##### RAW RECORDS #####
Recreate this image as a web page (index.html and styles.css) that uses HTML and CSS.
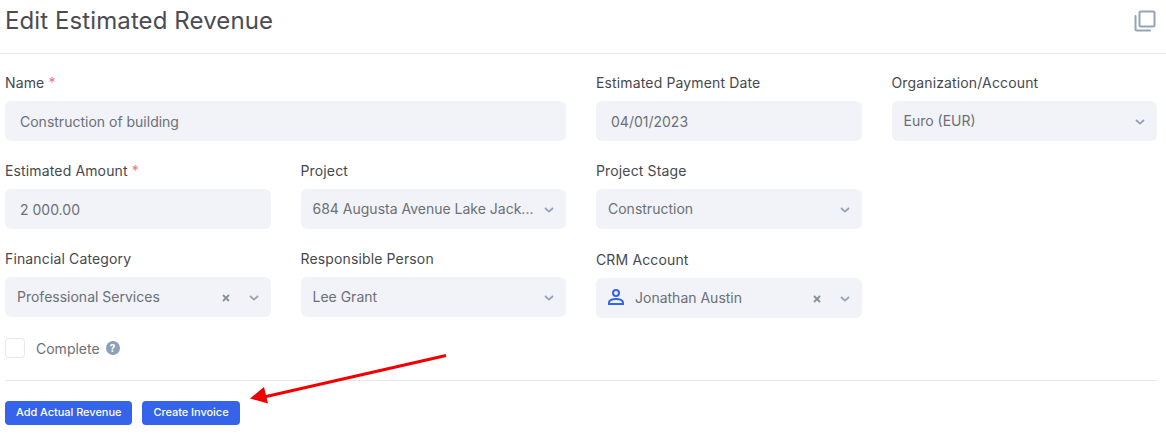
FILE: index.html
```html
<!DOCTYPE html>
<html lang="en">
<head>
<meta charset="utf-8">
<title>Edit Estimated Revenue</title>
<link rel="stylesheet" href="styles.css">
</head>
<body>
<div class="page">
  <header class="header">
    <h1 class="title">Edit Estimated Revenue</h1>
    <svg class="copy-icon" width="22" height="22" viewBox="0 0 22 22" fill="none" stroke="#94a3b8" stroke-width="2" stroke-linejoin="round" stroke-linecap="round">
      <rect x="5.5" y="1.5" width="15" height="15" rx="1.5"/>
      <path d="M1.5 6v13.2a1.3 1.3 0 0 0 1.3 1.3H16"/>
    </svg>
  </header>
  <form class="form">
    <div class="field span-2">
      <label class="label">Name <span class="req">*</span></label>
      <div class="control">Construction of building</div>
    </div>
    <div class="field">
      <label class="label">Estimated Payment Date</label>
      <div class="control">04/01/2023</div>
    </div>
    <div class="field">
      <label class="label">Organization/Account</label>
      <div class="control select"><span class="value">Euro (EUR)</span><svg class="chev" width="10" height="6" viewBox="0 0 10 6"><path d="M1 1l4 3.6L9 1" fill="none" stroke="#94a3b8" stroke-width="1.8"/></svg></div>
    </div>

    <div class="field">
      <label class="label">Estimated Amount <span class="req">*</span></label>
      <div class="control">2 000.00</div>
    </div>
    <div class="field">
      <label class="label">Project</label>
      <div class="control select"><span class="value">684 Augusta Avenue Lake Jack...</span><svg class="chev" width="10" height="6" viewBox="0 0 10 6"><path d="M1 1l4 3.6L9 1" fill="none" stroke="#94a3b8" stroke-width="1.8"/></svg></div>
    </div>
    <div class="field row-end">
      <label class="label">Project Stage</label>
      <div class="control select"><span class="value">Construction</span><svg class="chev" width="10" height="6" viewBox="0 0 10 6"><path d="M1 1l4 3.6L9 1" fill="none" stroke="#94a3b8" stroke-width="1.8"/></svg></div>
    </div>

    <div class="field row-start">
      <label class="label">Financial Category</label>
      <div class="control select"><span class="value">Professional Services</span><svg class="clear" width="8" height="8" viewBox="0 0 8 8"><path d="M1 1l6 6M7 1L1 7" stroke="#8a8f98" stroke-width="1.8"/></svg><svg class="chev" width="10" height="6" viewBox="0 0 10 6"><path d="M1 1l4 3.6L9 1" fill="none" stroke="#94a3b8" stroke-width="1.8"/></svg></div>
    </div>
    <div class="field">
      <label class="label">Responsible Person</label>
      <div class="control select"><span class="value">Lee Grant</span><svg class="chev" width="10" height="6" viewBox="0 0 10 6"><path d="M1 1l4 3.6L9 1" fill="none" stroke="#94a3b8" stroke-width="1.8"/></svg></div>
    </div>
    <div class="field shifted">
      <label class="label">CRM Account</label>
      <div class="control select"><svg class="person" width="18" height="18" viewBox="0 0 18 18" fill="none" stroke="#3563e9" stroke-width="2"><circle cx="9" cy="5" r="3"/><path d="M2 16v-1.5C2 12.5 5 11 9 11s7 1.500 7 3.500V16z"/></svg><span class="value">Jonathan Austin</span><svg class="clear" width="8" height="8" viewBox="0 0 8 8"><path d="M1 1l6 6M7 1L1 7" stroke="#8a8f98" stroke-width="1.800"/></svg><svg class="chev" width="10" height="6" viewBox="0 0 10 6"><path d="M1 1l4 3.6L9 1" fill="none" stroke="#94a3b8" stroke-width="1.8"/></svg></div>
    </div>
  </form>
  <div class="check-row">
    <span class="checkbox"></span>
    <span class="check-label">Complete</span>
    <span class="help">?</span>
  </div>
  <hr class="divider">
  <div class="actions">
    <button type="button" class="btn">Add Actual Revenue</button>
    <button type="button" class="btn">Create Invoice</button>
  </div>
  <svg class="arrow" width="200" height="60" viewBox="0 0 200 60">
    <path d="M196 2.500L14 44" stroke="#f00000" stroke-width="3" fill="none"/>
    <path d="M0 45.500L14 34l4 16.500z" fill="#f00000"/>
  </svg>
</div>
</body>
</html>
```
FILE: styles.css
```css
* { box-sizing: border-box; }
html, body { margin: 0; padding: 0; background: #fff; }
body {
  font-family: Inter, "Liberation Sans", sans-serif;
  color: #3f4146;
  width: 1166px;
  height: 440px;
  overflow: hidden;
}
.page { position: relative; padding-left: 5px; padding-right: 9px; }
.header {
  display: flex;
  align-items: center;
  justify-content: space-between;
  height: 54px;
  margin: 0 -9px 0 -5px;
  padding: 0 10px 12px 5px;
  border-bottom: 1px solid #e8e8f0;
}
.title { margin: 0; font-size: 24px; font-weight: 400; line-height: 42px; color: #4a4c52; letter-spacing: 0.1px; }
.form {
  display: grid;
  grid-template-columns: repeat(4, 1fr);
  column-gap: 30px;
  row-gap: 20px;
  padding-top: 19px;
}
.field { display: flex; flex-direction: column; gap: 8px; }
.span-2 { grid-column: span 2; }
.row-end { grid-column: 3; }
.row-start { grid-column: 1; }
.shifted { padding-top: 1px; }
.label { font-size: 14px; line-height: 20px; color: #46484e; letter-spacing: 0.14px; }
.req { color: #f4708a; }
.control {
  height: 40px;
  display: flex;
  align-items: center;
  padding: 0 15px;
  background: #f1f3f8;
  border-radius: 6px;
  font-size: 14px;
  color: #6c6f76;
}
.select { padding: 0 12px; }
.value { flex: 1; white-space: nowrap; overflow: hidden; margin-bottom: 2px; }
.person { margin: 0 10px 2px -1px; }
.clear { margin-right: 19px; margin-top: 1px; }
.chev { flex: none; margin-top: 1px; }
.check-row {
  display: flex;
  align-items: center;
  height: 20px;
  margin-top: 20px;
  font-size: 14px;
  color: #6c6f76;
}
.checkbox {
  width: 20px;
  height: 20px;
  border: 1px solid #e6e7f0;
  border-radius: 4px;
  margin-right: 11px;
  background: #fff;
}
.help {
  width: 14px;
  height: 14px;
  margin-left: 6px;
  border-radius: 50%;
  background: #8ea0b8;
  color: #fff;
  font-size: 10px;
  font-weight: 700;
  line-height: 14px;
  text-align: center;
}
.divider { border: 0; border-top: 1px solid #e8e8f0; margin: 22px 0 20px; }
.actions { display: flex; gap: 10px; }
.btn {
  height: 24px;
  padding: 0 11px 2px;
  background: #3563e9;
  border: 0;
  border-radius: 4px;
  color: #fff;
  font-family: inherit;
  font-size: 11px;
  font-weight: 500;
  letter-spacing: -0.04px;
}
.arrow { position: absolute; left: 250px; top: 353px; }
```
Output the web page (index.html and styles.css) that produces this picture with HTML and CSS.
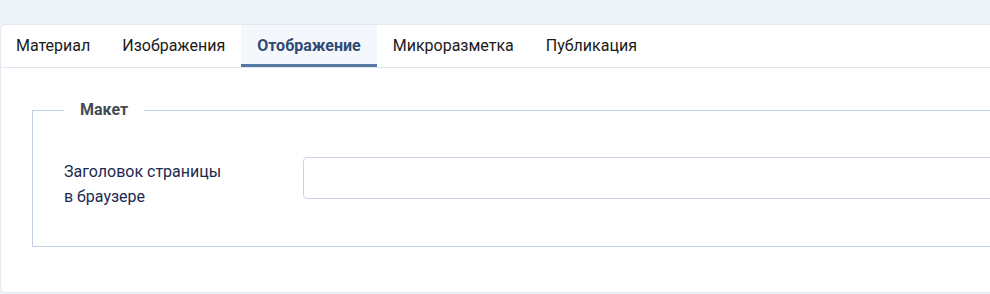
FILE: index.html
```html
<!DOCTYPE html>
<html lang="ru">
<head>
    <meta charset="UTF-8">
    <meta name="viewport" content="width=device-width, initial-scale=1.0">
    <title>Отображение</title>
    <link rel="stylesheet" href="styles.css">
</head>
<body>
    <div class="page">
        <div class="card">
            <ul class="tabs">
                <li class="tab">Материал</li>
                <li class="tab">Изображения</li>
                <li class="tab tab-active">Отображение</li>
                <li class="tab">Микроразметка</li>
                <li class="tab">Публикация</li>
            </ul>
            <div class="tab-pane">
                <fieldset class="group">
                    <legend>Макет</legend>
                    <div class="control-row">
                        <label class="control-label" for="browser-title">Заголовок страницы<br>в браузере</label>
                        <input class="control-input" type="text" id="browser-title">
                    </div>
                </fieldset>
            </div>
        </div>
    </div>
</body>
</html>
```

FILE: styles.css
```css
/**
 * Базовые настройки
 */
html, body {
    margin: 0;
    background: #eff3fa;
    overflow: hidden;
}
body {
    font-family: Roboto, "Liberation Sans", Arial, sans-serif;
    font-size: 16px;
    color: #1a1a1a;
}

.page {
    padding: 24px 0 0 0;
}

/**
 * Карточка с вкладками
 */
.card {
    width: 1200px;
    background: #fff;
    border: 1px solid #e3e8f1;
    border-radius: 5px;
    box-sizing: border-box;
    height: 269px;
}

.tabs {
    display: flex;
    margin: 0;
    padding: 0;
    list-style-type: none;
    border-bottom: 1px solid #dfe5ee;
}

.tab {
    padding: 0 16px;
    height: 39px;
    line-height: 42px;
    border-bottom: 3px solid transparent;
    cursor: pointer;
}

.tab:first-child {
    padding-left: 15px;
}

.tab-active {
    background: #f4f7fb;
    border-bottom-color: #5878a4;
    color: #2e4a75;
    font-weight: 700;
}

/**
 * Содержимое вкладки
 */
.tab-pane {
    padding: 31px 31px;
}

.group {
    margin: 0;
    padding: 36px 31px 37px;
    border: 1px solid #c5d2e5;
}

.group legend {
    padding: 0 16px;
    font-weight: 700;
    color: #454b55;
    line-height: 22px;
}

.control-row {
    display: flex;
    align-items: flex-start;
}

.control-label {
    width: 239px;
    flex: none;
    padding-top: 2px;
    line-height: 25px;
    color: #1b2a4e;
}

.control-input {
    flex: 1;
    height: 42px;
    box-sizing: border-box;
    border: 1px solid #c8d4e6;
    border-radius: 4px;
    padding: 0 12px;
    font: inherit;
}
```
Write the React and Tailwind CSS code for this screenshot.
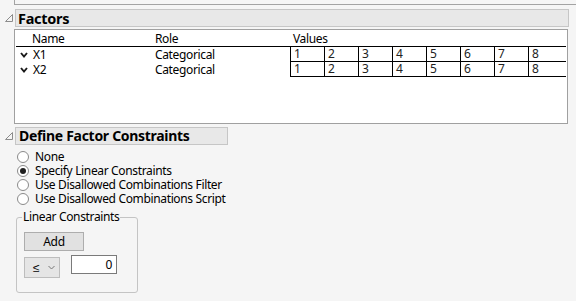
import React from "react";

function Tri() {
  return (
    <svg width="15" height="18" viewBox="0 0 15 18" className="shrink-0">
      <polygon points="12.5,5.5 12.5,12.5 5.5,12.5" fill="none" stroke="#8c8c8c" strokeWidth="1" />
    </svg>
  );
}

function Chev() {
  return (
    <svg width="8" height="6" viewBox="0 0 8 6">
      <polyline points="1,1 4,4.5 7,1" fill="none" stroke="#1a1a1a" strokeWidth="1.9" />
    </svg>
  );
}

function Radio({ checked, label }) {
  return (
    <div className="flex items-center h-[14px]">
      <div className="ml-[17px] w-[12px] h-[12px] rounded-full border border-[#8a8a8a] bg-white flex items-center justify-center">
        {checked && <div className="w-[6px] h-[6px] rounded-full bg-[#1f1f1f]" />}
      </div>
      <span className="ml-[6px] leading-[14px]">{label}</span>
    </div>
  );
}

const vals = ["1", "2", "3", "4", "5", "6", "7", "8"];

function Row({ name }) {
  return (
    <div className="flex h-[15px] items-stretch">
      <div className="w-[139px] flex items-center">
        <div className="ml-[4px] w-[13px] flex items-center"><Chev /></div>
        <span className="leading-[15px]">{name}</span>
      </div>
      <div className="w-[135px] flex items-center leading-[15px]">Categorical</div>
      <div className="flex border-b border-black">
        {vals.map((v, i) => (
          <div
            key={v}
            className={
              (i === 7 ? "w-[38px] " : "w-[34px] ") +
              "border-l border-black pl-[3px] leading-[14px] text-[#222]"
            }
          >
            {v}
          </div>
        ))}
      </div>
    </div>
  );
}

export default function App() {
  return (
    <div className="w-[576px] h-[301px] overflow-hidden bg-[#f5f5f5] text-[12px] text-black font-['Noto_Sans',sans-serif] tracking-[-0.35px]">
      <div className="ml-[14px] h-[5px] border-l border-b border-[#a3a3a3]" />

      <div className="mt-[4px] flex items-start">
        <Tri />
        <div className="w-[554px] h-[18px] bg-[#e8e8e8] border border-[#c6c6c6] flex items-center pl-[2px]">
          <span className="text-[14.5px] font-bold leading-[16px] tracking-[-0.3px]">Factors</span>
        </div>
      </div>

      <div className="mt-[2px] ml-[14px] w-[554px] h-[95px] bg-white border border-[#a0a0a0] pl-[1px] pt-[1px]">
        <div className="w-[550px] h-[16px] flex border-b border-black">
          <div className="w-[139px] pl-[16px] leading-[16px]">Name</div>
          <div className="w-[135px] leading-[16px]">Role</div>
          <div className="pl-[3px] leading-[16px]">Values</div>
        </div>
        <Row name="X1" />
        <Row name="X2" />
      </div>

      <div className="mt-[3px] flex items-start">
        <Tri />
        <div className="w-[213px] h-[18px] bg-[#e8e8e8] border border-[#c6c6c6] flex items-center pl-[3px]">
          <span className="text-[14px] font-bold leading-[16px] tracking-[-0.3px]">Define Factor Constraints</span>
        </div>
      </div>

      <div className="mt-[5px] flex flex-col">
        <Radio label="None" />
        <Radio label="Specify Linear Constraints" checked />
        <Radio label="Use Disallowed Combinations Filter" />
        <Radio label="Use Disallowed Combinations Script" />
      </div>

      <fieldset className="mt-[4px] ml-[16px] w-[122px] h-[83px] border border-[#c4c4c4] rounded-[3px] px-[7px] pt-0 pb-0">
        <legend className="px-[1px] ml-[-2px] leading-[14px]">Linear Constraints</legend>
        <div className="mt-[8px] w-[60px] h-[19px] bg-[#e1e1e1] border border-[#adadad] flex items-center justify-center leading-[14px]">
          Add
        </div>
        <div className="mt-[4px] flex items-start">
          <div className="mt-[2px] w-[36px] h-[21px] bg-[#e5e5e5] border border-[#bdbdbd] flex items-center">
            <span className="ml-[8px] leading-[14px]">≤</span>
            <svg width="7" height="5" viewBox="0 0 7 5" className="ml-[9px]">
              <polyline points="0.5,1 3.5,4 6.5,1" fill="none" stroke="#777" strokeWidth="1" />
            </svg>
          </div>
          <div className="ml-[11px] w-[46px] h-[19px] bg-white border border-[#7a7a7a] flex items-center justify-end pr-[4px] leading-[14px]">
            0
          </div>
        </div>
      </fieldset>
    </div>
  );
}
#####
PROBLEM DESCRIPTION.
Find the string "this" in the listing and return every line that holds it.

EXERCISE ANSWER.
Recreate this image as a web page (index.html and styles.css) that uses HTML and CSS.
Output the web page (index.html and styles.css) that produces this picture with HTML and CSS.
Write the React and Tailwind CSS code for this screenshot.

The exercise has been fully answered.